Over the years, the scope of Memorial Day was expanded to honor and remember all the members of the United States military who died in World War I and World War II. Korean War, Vietnam War, Operation Desert Storm, the war in Iraq and the war in Afghanistan.
In 1971, Congress decided Memorial Day should be observed annually on the last Monday in May.
Sadly, since then, Memorial Day has largely been replaced by far too many Americans from being a solemn day of remembrance to being the third day of a long holiday weekend.
It is characterized as the unofficial start of the summer vacation season, trips to the ocean, family picnics, and retailers holding sales events.
It is time to restore Memorial Day to what it was intended to be.
It is a time to reflect upon stories like the one below by June Wandrey Mann.
I discovered it two years ago and featured it then in a Spy Letter to the Editor.
It merits repeating.
June Mann served as a First Lieutenant in the U.S. Army Nurse Corps during World War II.
Between 1942 to 1946, she served in Africa, Sicily, Italy, France, and Germany.
In her post war book — Bedpan Commando — she wrote about her experiences. In it she wrote “Working in the shock wards, giving transfusions, was a rewarding, but sad experience. Many wounded soldiers’ faces still haunt my memory.”
Her recollection of one experience in August 1943 while serving in Sicily is especially heartbreaking.
“An eighteen-year-old boy is carried into the shock ward, and he looks up at me trustingly asking, ‘How am I doing, nurse?’ I just kiss his forehead and say, ‘You are doing just fine, soldier.’ He smiles sweetly and says, ‘I was just checking,’ Then he dies. We all cry in private. But not in front of the boys. Never in front of the boys.”
With all due respect to Nurse Mann who was a member of the “greatest generation,” I suggest that at least once on every Memorial Day weekend, it is not only OK, but very appropriate to cry … in private, in front of others, or do both.
We should do so in remembrance of all American military veterans who, as Abraham Lincoln observed in his Gettysburg Address, “gave the last full measure of devotion.”
David Reel is a Public affairs and public relations consultant who lives in Easton.
Mickey Terrone says
Mr. Reel. Good article.
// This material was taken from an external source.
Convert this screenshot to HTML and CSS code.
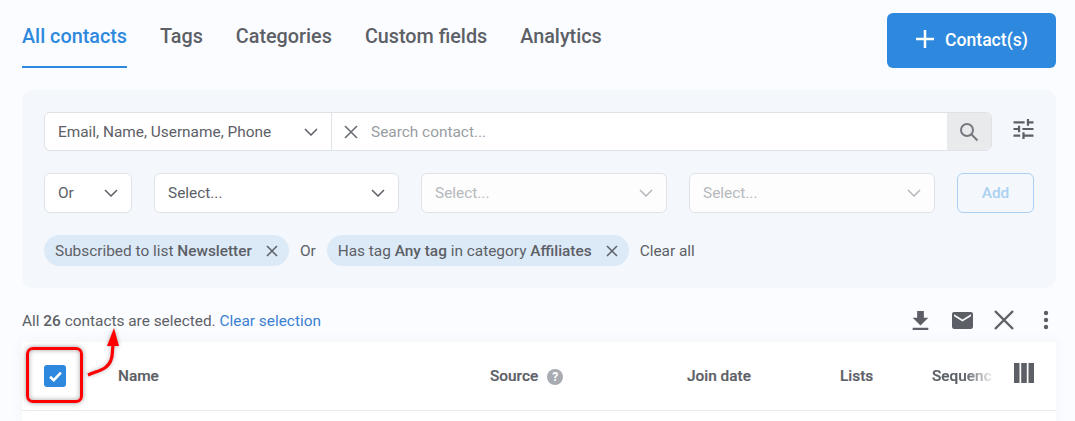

I’d add that many Americans confuse Memorial Day with Veterans Day, the former commemorating those who gave their lives for this country and the latter for Americans who served in the military in some capacity after the end of WWI. Throw in the 4th of July fireworks, D-Day June 6th and other military milestones and one can begin to see how the true meaning of Memorial Day can start to get lost in Americans’ summer plans for fun in the sun.
I also agree that Memorial Day Weekend has become more about barbecues, parties, weddings and the Indianapolis 500, among may other sporting events.
On the other hand, Sunday’s church service included prayers commemorating our fallen heroes and a stirring rendition of the Battle Hymm of the Republic by our wonderful soprano soloist. Monday’s memorial ceremony at our town park included several residents’ moving comments and experiences. Certain TV stations played patriotic war movies. The MPT Memorial Day Show fromthe US Capitol was dramatic and compelling. I watched several houurs of “Band of Brothers”.
The Star Democrat published a story about the local Talbot County cemetery in Unionville that maintains the graves of 18 US Colored Troops from Talbot County in the Civil War. Their service was commemorated by a group of uniformed Union soldier reenactors. Some of their descendants attended the event. The Richland Cemetery on Bay Street contains the graves of numerous more USCT from the Civil War era among the more than 700 black men from this county who volunteered to fight for their freedom, equal rights and the abolition of slavery.
The story of Unionville is exceptional in that it is one of the very few instances where USCT veterans had an opportunity to own land and live truly independently. Yet that story tends to mask the reality of share cropping and tenant farming to which most returning black troops were subjected. Despite their sacrifices, USCT veterans were subjected to the ever tightening Jim Crow Laws that precluded blacks from equality in public education, owning land, owning businesses and competing in the marketplace for over a century.
That history has largely been swept under the rug. The 82 Confederate soldiers had their Talbot Boys statue erected commemorating their voluntary efforts to force Maryland out of the Union and thus establish a permanent slavery-based constitution. The 400+ white Union veterans who returned had no special dedication to black freedom or equal rights, either. They wanted no part of 150,000 free blacks in Maryland.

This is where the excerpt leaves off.